Metal-organic frameworks derived carbon-incorporated cobalt/dicobalt phosphide microspheres as Mott-Schottky electrocatalyst for efficient and stable hydrogen evolution reaction in wide-pH environment.

Cobalt phosphides, as low cost and abundant non-noble materials for hydrogen evolution reaction (HER), are always constrained by their inferior charge transfer and sluggish intrinsic electrocatalytic kinetics. In this work, carbon-incorporated Co/CoP microspheres (Co/CoP@C) as a novel Mott-Schottky catalyst were synthesized successfully via carbonization and gradual phosphorization of Co based metal-organic frameworks.

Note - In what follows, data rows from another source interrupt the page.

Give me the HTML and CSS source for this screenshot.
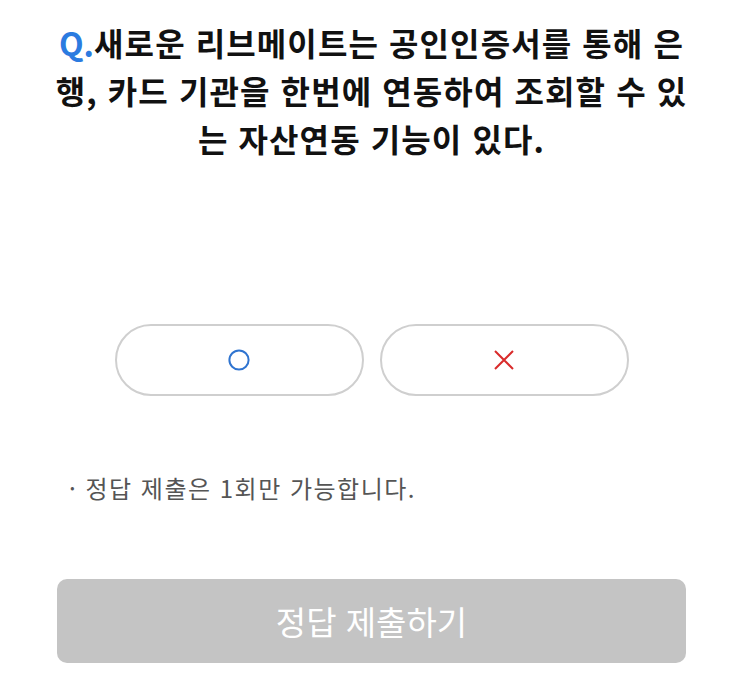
FILE: index.html
```html
<!DOCTYPE html>
<html lang="ko">
<head>
<meta charset="utf-8">
<link rel="stylesheet" href="styles.css">
</head>
<body>
<main class="quiz">
  <h1 class="question"><span class="q-mark">Q.</span>새로운 리브메이트는 공인인증서를 통해 은<br>행, 카드 기관을 한번에 연동하여 조회할 수 있<br>는 자산연동 기능이 있다.</h1>
  <div class="choices">
    <button class="choice" type="button">
      <svg width="24" height="24" viewBox="0 0 24 24"><circle cx="12" cy="12" r="9.6" fill="none" stroke="#2f74d0" stroke-width="2"/></svg>
    </button>
    <button class="choice" type="button">
      <svg width="24" height="24" viewBox="0 0 24 24"><path d="M3 3 L21 21 M21 3 L3 21" fill="none" stroke="#d92b2b" stroke-width="2"/></svg>
    </button>
  </div>
  <p class="note">· 정답 제출은 1회만 가능합니다.</p>
  <button class="submit" type="button">정답 제출하기</button>
</main>
</body>
</html>
```
FILE: styles.css
```css
html, body {
  margin: 0;
  padding: 0;
  background: #ffffff;
}
body {
  font-family: "Noto Sans CJK KR", "Noto Sans", sans-serif;
  color: #111;
}
.quiz {
  display: flex;
  flex-direction: column;
  align-items: center;
  padding: 0 57px;
}
.question {
  margin: 18px -20px 0;
  font-size: 32px;
  font-weight: 700;
  line-height: 48px;
  text-align: center;
  letter-spacing: 1.1px;
  color: #111;
  white-space: nowrap;
}
.q-mark {
  color: #2b7be0;
  letter-spacing: 0;
}
.choices {
  display: flex;
  gap: 16px;
  margin-top: 162px;
}
.choice {
  width: 249px;
  height: 72px;
  border: 2px solid #cfcfcf;
  border-radius: 36px;
  background: #fff;
  display: flex;
  align-items: center;
  justify-content: center;
  padding: 0;
}
.choice svg {
  display: block;
}
.note {
  align-self: flex-start;
  margin: 75px 0 0 12px;
  font-size: 24px;
  line-height: 34px;
  color: #555;
  letter-spacing: 1.5px;
}
.submit {
  margin-top: 74px;
  width: 629px;
  height: 84px;
  border: none;
  border-radius: 10px;
  background: #c4c4c4;
  color: #fff;
  font-family: "Noto Sans CJK KR", "Noto Sans", sans-serif;
  font-size: 33px;
  font-weight: 400;
}
```
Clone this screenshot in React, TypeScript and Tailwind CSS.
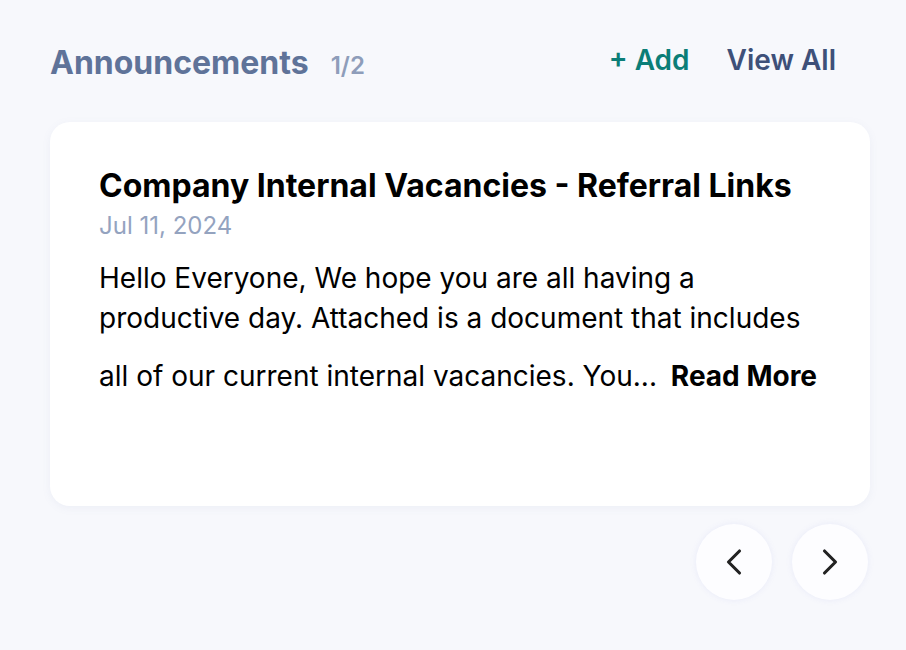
import { ChevronLeft, ChevronRight } from "lucide-react";

export default function App() {
  return (
    <div className="min-h-[650px] w-full bg-[#f7f8fc] font-['Inter',sans-serif] pl-[50px] pr-[36px] pt-[43px]">
      <div className="flex items-start justify-between pr-[34px]">
        <div className="flex items-baseline gap-[22px]">
          <h2 className="text-[32px] leading-[40px] font-bold text-[#5f7399]">Announcements</h2>
          <span className="text-[24px] leading-[40px] font-semibold text-[#8e9dba]">1/2</span>
        </div>
        <div className="flex items-start gap-[37px] -mt-[3px]">
          <button className="text-[28px] leading-[40px] font-semibold text-[#0b7e77]">+ Add</button>
          <button className="text-[28px] leading-[40px] font-semibold text-[#3e5079]">View All</button>
        </div>
      </div>

      <div className="mt-[36px] h-[384px] rounded-[20px] bg-white shadow-[0_2px_8px_rgba(120,130,180,0.08)] pl-[49px] pr-[40px] pt-[44px]">
        <h3 className="text-[32px] font-bold text-black leading-[40px]">
          Company Internal Vacancies - Referral Links
        </h3>
        <p className="text-[24px] text-[#94a3bf] leading-[32px] mt-[4px]">Jul 11, 2024</p>
        <p className="mt-[16px] text-[28px] leading-[40px] text-black">
          Hello Everyone, We hope you are all having a productive day. Attached is a document that includes all of our current internal vacancies. You...<span className="inline-block h-[48px] w-0" />{" "}
          <span className="ml-[6px] font-bold whitespace-nowrap">Read More</span>
        </p>
      </div>

      <div className="mt-[18px] flex justify-end gap-[20px] pr-[2px]">
        <button className="flex h-[76px] w-[76px] items-center justify-center rounded-full bg-[#fdfdff] shadow-[0_0_6px_rgba(130,140,220,0.12)]">
          <ChevronLeft className="h-[44px] w-[44px] text-[#222]" strokeWidth={1.7} />
        </button>
        <button className="flex h-[76px] w-[76px] items-center justify-center rounded-full bg-[#fdfdff] shadow-[0_0_6px_rgba(130,140,220,0.12)]">
          <ChevronRight className="h-[44px] w-[44px] text-[#222]" strokeWidth={1.7} />
        </button>
      </div>
    </div>
  );
}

The unique merits, including Mott-Schottky effect at the interface formed between metal Co and semiconductor CoP, the incorporated carbon-layer on the surface and the spherical structure endow Co/CoP@C with favorable electrical conductivity, preferable kinetics and long-term stability when it was evaluated as electrocatalyst for HER in wide-pH range. As a result, the Co/CoP@C with the optimized phosphorization degree delivers a benchmark current density of 10 mA cm at the low overpotential of 192 and 158 mV in acidic and alkaline electrolytes, respectively, with a remarkable stability (CV cycling for 3000 cycles and continuous electrolysis at the overpotential of 200 mV for 48 h). Therefore, the as-designed Co/CoP@C should be one of the most promising catalysts for HER application.